Straight vs. LGBTQ+ Dating Scenes: Similar Tools, Different Norms
While all communities use the same devices and many of the same apps, norms, goals, and safety considerations differ across spaces.
- Straight dating: Platforms like Tinder, Bumble, and Hinge cater to a broad spectrum—from casual chats to serious relationships. However, swipe design, prompts, and discovery features often push frequent matching and rapid turnover. Bumble’s “women message first” structure aims to reshape dynamics, but swipe mechanics still lean into instant interaction and quick assessments. Hinge’s “designed to be deleted” positioning emphasizes deeper prompts and profiles, yet users still encounter choice overload and time-pressured exchanges.

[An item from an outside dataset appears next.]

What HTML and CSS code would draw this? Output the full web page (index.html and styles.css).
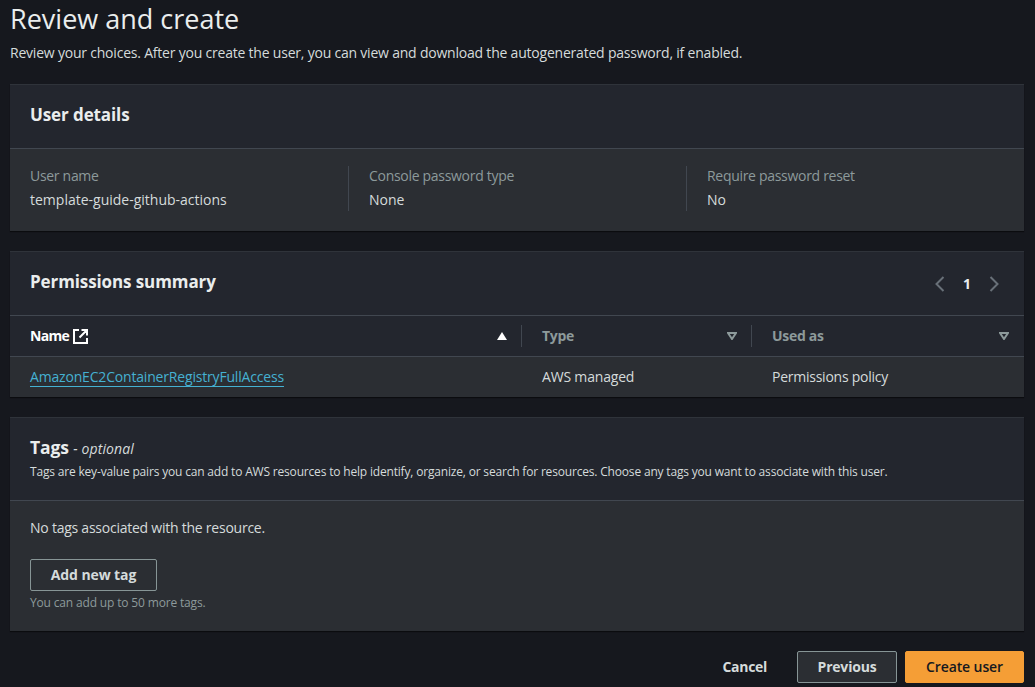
FILE: index.html
```html
<!DOCTYPE html>
<html lang="en">
<head>
<meta charset="utf-8">
<title>Review and create</title>
<link rel="stylesheet" href="styles.css">
</head>
<body>
<main class="page">
  <header class="page-head">
    <h1>Review and create</h1>
    <p>Review your choices. After you create the user, you can view and download the autogenerated password, if enabled.</p>
  </header>

  <section class="card">
    <div class="card-head"><h2>User details</h2></div>
    <div class="details">
      <div class="detail"><div class="label">User name</div><div class="value">template-guide-github-actions</div></div>
      <div class="detail"><div class="label">Console password type</div><div class="value">None</div></div>
      <div class="detail"><div class="label">Require password reset</div><div class="value">No</div></div>
    </div>
  </section>

  <section class="card">
    <div class="card-head perm-head">
      <h2>Permissions summary</h2>
      <div class="pager">
        <svg class="chev" width="10" height="16" viewBox="0 0 10 16"><path d="M8.500 1 1.500 8l7 7"/></svg>
        <span class="page-no">1</span>
        <svg class="chev" width="10" height="16" viewBox="0 0 10 16"><path d="M1.500 1l7 7-7 7"/></svg>
      </div>
    </div>
    <div class="table">
      <div class="th th-name">
        <span class="th-label active">Name</span>
        <svg class="ext" width="15" height="15" viewBox="0 0 15 15"><path d="M6 1H1v13h13V9M8.500 1H14v5.500M14 1 6.500 8.500"/></svg>
        <svg class="sort-up" width="10" height="8" viewBox="0 0 10 8"><path d="M5 0l5 8H0z"/></svg>
      </div>
      <div class="th th-type">
        <span class="th-label">Type</span>
        <svg class="sort-down" width="10" height="8" viewBox="0 0 10 8"><path d="M1 1h8L5 7z"/></svg>
      </div>
      <div class="th th-used">
        <span class="th-label">Used as</span>
        <svg class="sort-down" width="10" height="8" viewBox="0 0 10 8"><path d="M1 1h8L5 7z"/></svg>
      </div>
      <div class="td"><a href="#" class="link">AmazonEC2ContainerRegistryFullAccess</a></div>
      <div class="td td-type">AWS managed</div>
      <div class="td td-used">Permissions policy</div>
    </div>
  </section>

  <section class="card">
    <div class="card-head tags-head">
      <h2>Tags <em>- optional</em></h2>
      <p>Tags are key-value pairs you can add to AWS resources to help identify, organize, or search for resources. Choose any tags you want to associate with this user.</p>
    </div>
    <div class="tags-body">
      <p class="empty">No tags associated with the resource.</p>
      <button class="btn add-tag" type="button">Add new tag</button>
      <p class="hint">You can add up to 50 more tags.</p>
    </div>
  </section>

  <footer class="actions">
    <button class="btn-plain" type="button">Cancel</button>
    <button class="btn previous" type="button">Previous</button>
    <button class="btn primary" type="button">Create user</button>
  </footer>
</main>
</body>
</html>
```

FILE: styles.css
```css
* { box-sizing: border-box; }
html, body { height: 100%; }
body {
  margin: 0;
  background: #16181e;
  color: #d5dbdb;
  font-family: "Open Sans", sans-serif;
  font-size: 14px;
  line-height: 20px;
  overflow: hidden;
}
.page { padding: 0 11px 0 10px; }
h1, h2, p { margin: 0; }
.page-head { height: 84px; padding-top: 1px; }
h1 {
  font-size: 27px;
  line-height: 36px;
  font-weight: 400;
  color: #eaeded;
}
.page-head p { font-size: 14px; line-height: 20px; margin-top: 6px; color: #d5dbdb; letter-spacing: -.21px; }
.card {
  background: #2b2e33;
  margin-bottom: 20px;
  box-shadow: 0 1px 1px rgba(0, 0, 0, .5);
  border-top: 1px solid #2f333a;
}
.card-head {
  background: #23262e;
  border-bottom: 1px solid #414750;
  height: 64px;
  padding: 18px 20px 0;
}
h2 {
  font-size: 17px;
  line-height: 24px;
  font-weight: 700;
  color: #eaeded;
  letter-spacing: -.1px;
}
.details {
  display: grid;
  grid-template-columns: 318px 338px 1fr;
  padding: 17px 20px 20px;
  height: 82px;
}
.detail { padding-left: 20px; border-left: 1px solid #414750; height: 45px; }
.detail:first-child { padding-left: 0; border-left: 0; }
.label { color: #8d9a9b; line-height: 20px; letter-spacing: -.3px; }
.value { color: #d5dbdb; line-height: 20px; margin-top: 4px; }
.perm-head { display: flex; justify-content: space-between; align-items: center; padding-top: 0; padding-bottom: 4px; }
.pager { display: flex; align-items: center; gap: 18px; padding-right: 5px; }
.pager .chev { margin-top: 4px; }
.chev { fill: none; stroke: #687078; stroke-width: 2; }
.page-no { color: #eaeded; font-weight: 700; font-size: 14px; margin-top: 4px; }
.table {
  display: grid;
  grid-template-columns: 511px 230px 1fr;
  grid-template-rows: 41px 40px;
}
.th {
  background: #23262e;
  border-bottom: 1px solid #414750;
  display: flex;
  align-items: center;
  position: relative;
}
.th-name { padding: 0 14px 0 20px; }
.th-type { padding: 0 14px 0 21px; }
.th-used { padding: 0 15px 0 21px; }
.th-type::before, .th-used::before {
  content: "";
  position: absolute;
  left: 0;
  top: 9px;
  height: 22px;
  width: 1px;
  background: #414750;
}
.th-label { font-weight: 700; color: #8d9a9b; letter-spacing: -.3px; }
.th-label.active { color: #fff; letter-spacing: -.7px; }
.ext { fill: none; stroke: #fff; stroke-width: 2; margin-left: 4px; }
.sort-up { fill: #fff; margin-left: auto; }
.sort-down { fill: none; stroke: #8d9a9b; stroke-width: 2; margin-left: auto; }
.td { display: flex; align-items: center; padding-left: 20px; color: #d5dbdb; letter-spacing: -.18px; }
.td-type, .td-used { padding-left: 21px; }
.td-used { letter-spacing: -.25px; }
.link { color: #45b1d2; text-decoration: underline; text-underline-offset: 4px; }
.tags-head { height: 83px; padding-top: 16px; }
.tags-head h2 { line-height: 26px; font-size: 17.5px; }
.tags-head em { font-size: 14px; font-weight: 400; font-style: italic; color: #d5dbdb; letter-spacing: .1px; }
.tags-head p { font-size: 12px; line-height: 16px; color: #d5dbdb; margin-top: 2px; letter-spacing: -.18px; }
.tags-body { padding: 17px 20px 0; height: 130px; }
.empty { line-height: 20px; color: #d5dbdb; letter-spacing: -.24px; }
.btn, .btn-plain {
  font-family: inherit;
  font-size: 14px;
  font-weight: 700;
  line-height: 20px;
  height: 32px;
  border-radius: 2px;
  cursor: pointer;
}
.btn { background: #2b2e33; border: 1px solid #879596; color: #d5dbdb; }
.add-tag { width: 127px; margin-top: 21px; display: block; letter-spacing: -.1px; }
.hint { font-size: 12px; line-height: 16px; color: #8d9a9b; margin-top: 4px; letter-spacing: -.16px; }
.actions { display: flex; justify-content: flex-end; align-items: center; gap: 20px; margin-top: 0; }
.btn-plain { background: none; border: 0; color: #d5dbdb; padding: 0 10px; letter-spacing: -.3px; }
.previous { width: 100px; letter-spacing: -.2px; }
.primary { width: 119px; margin-left: -12px; background: #f59e36; border-color: #f59e36; color: #16191f; font-weight: 600; letter-spacing: -.1px; }
```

- LGBTQ+ dating: Apps like Grindr focus on proximity and immediacy, streamlining connections in ways that prioritize speed and directness. For many LGBTQ+ users, these platforms also serve as community tools, supporting identity-affirming spaces, safety signaling, and event discovery, alongside dating. Even when users want relationships, the efficiency-first design can favor short-term meets and rapid discovery.
Across both scenes, safety, privacy, and authenticity are recurring concerns. Profile verification, reporting tools, and secure messaging are increasingly built-in, but trust is still negotiated in real time, often within quick, low-commitment interactions.

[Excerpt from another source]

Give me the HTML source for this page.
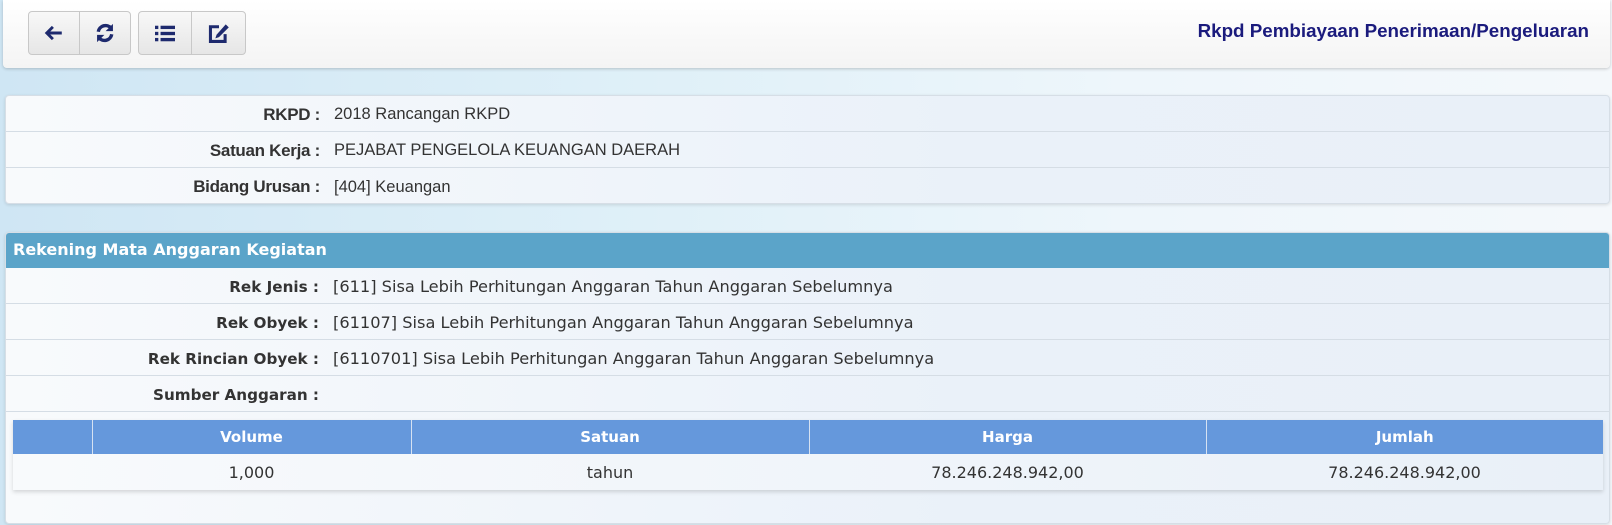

How Popular Apps Shape Expectations
- Tinder: Originator of mainstream swipe culture. Fast matching and wide reach encourage rapid exploration, making it easier to meet quickly than to invest heavily upfront.
- Bumble: Adds conversation structure and empowers women to initiate, yet maintains swipe-first discovery. The net effect still supports quick matching cycles and broad browsing.
- Hinge: Uses prompts and likes on specific profile elements to encourage substance-driven starts. Still, the abundance of profiles and ease of navigation can drift users toward repeated short-term chats rather than sustained builds.
- Grindr: Prioritizes location-based immediacy. Its map-driven design accelerates connections, naturally supporting spontaneous plans and frequent turnover.
Though each platform markets distinct values, their engagement engines, notifications, rankings, suggested matches, often reward activity over depth, making short-term interactions more common.
More Options Than Ever: What Happens to Commitment?
In the past, people met through social circles, workplaces, or community events. Today, dating apps extend the network to millions of potential matches, across cities and continents. This scale reshapes expectations:
- Benchmarking and comparison: With many options, users compare micro-preferences (hobbies, aesthetic cues, lifestyle tags) and become more selective.
- Reduced opportunity cost of moving on: It’s easy to start fresh, close the chat, return to the feed, try again.
- Dynamic identity presentation: Profiles allow rapid, curated self-expression, enabling frequent repositioning. That fluidity can pair naturally with short-term exploration.
- Algorithmic serendipity: Recommendation systems surface “better fits” continually, which can interrupt forming bonds and entice users back into discovery.
The Relationship Spectrum: Redefining “Success”
Modern users increasingly define success beyond traditional milestones. A positive short-term connection—where both parties feel respected, safe, and aligned in expectations—can be seen as successful even if it doesn’t lead to long-term commitment. Apps that support clear intent signaling (e.g., looking for friends, casual dates, long-term relationships) help users find compatible matches along the spectrum.
Best practices for clarity and well-being:
- State your intent directly in your profile and early messages.
- Prioritize safety: use verification tools, meet in public places, share plans with a trusted friend.
- Manage expectations: discuss boundaries and preferences before meeting.
- Time-box browsing: reduce endless swiping to avoid burnout.
- Reflect regularly: if your outcomes don’t match your goals, adjust app settings, prompts, and behavior.
Design, Gamification, and the Business Model
Most dating apps are free with premium tiers. Their business goals typically optimize for engagement, retention, and revenue, not inherently for long-term pairings. Features like boosts, super likes, and discovery filters encourage more time in-app. While not cynical, many teams genuinely aim to help people connect, the incentives align with sustained browsing and recurring activity, which favor short-term cycles over decisive commitments.
Community Implications: Safety, Inclusion, and Authenticity
As quick interactions become common, community standards matter more:
- Harassment policies and reporting tools protect users.
- Inclusive design (pronouns, orientation, gender identities, filters) broadens access and improves comfort.
- Verification and moderation build trust, particularly critical in spaces where in-person meetings may happen quickly.
For LGBTQ+ users, apps can also function as local support ecosystems, offering visibility, events, and peer networks. For straight users, discovery features can bridge social circles and reduce barriers to meeting new people. In both cases, short-term connections can coexist with healthy community-building when norms emphasize respect, consent, and safety.
Looking Ahead: Intent-Centered Experiences
A promising direction is intent-centered design:
- Profiles and prompts that clearly signal goals.
- Matching algorithms that prioritize compatibility over activity.
- Features that nudge quality interactions: video-first intros, guided conversation starters, and shared context (events, communities, interests).
- Mindful UX: reducing infinite scrolls and gamified distractions may support more intentional outcomes, whether brief or long-term.
Conclusion: Choice Changes Behavior and Clarity Protects Well-Being
Dating apps have reshaped modern relationships by making short-term, low-commitment connections easy and common. The mix of abundant choice, swipe-first design, and engagement-focused incentives naturally leads users to explore more and commit less. This isn’t inherently bad, it reflects evolving priorities and the desire for flexible social experiences. The key is clarity: knowing your intent, communicating it, and choosing tools and behaviors that align with your well-being, whether you prefer brief connections or are seeking something lasting.